Which they could never live up to. And I was missing all the little moments of perfection in each day.
The morning snuggles when my 5 year old climbs in bed 15 minutes before my alarm. The giggles for no reason. The simplicity of sitting in the grass and watching the clouds drift by. Or chasing each other around the yard.
I was missing their childhood in search of the perfect day.
Letting go of control is hard.
Daniel Siegel, M.D. says this about mental health in the book the Whole Brain Child.
It's based on the concept of integration and involves an understanding of the complex dynamics surrounding relationships and the brain. A simple way to express it, though, is to describe mental health as our ability to remain in a "river of well-being." Imagine a peaceful river. . .That's your river of well-being. Whenever you're in the water, peacefully floating along in your canoe, you feel like you're generally in a good relationship with the world around you... You can be flexible and adjust when situations change. You're stable and at peace. Sometimes, though as you float along, you veer too close to one of the river's two banks... One bank represents chaos, where you feel out of control... and confusion and turmoil rule the day... The other band is rigidity... when you imposing control on everything and everyone around.
At its essence parenting is releasing control. Control over another. But I was so terrified of chaos that I continued to try to impose control. I didn't know how to just float along with flexibility and peace. Allowing the day to unfold. Being present with my children and their needs in the moment.

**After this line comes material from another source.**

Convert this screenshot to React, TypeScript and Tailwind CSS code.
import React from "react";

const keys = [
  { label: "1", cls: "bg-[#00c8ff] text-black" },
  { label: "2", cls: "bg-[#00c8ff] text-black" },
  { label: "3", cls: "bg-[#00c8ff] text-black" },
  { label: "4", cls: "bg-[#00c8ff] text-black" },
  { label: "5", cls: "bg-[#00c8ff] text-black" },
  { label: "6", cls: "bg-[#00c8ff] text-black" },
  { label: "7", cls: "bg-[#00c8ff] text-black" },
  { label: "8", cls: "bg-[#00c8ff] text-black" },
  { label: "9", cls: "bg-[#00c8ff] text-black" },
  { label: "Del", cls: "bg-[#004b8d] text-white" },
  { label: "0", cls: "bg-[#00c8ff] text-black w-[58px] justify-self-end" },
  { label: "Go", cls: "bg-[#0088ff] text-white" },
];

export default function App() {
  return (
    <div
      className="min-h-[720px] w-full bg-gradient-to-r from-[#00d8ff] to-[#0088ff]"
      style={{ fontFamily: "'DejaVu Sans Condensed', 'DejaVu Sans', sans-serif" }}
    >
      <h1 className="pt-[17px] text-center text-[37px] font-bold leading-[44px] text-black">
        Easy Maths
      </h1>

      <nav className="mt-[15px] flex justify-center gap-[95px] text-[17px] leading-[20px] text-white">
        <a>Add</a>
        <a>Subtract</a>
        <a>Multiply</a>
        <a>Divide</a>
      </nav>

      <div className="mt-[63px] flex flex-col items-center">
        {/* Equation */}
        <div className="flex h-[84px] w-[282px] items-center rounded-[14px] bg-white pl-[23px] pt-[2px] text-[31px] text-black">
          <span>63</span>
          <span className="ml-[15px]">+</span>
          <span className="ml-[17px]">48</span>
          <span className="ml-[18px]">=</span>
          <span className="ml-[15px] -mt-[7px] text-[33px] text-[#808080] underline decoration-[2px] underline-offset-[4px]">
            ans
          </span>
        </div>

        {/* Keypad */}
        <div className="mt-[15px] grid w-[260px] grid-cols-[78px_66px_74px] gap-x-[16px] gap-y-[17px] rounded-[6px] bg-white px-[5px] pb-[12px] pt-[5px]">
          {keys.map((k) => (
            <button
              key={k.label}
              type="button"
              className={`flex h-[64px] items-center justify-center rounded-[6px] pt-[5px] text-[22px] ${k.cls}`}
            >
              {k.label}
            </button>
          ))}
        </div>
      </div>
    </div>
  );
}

But ironically with my need for control, I was creating chaos because my boys had no control. And I was constantly searching for control by imposing my plan on them. I couldn't see past my need for control to give them what they needed. I couldn't stop to realize that you can't force another person to do something they don't want to no matter how small and have it be easy.

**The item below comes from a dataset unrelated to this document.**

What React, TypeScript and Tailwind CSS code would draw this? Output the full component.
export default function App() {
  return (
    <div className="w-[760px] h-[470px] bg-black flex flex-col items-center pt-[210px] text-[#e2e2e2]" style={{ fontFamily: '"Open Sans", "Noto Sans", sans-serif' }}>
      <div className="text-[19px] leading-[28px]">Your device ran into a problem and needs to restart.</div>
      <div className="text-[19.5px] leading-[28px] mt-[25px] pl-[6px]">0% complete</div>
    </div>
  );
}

The result was constant battles and struggles.
Finding peace has been a journey of learning to find that "river of well-being." To float along each day. Adapting and listening.
Releasing the idea of how things "should" look. Supporting my kids where they are that day.
The river of your well-being starts with taking care of yourself. Finding those things that you need to keep you floating along peacefully. Is it a great workout? Or meditation? Or a walk? Could it be going to bed earlier than you may otherwise choose? Is it making food choices that give you energy vs. deplete you? Are your thoughts supportive and loving or negative and judgmental?
And when you find yourself bumping against the banks of rigidity or chaos, ask yourself if you've been neglecting your own needs?
Start simple. What's the smallest step you can take today to take care of yourself? To support your well-being. To better support your family.
You're behavior is a model for your child. As you model flexibility and peace, your child begins to find their own. As you support their needs, you gain influence over them to encourage the behavior you're trying to create with the control.
The same goes if your m.o. is chaos. Kids need structure and limits. They do better knowing what is next and they can count on you. Find your balance, too.
Everyday, you're shaping your child's brain by the experience you're giving them. This isn't just the education opportunities or recreation. But the everyday experience with you. "Your child's brain is constantly being wired and rewired, and the experiences you provide will go a long way toward determining the structure of her brain." The Whole-Brain Child. Daniel J. Siegel, M.D. & Tina Payne Bryson, PhD.
Parenting will constantly test us. Challenge us. Make us crazy sometimes. Taking care of your well-being, keeping your canoe centered, isn't selfish but necessary in finding the ability to be flexible and peaceful.
I can't tell you what you need for your river of well-being. Maybe you don't know what you need either. Try something. No matter how small. Move forward. You don't have to figure it all out in one day. Or one week. Or a month. Give yourself permission to explore your needs.
Letting go of control has offered a sort of freedom to the day. To simply be.
And know that each day is the perfect day. Even though the day pretty much looks the same. Maybe my boys only want 3 different things for breakfast now.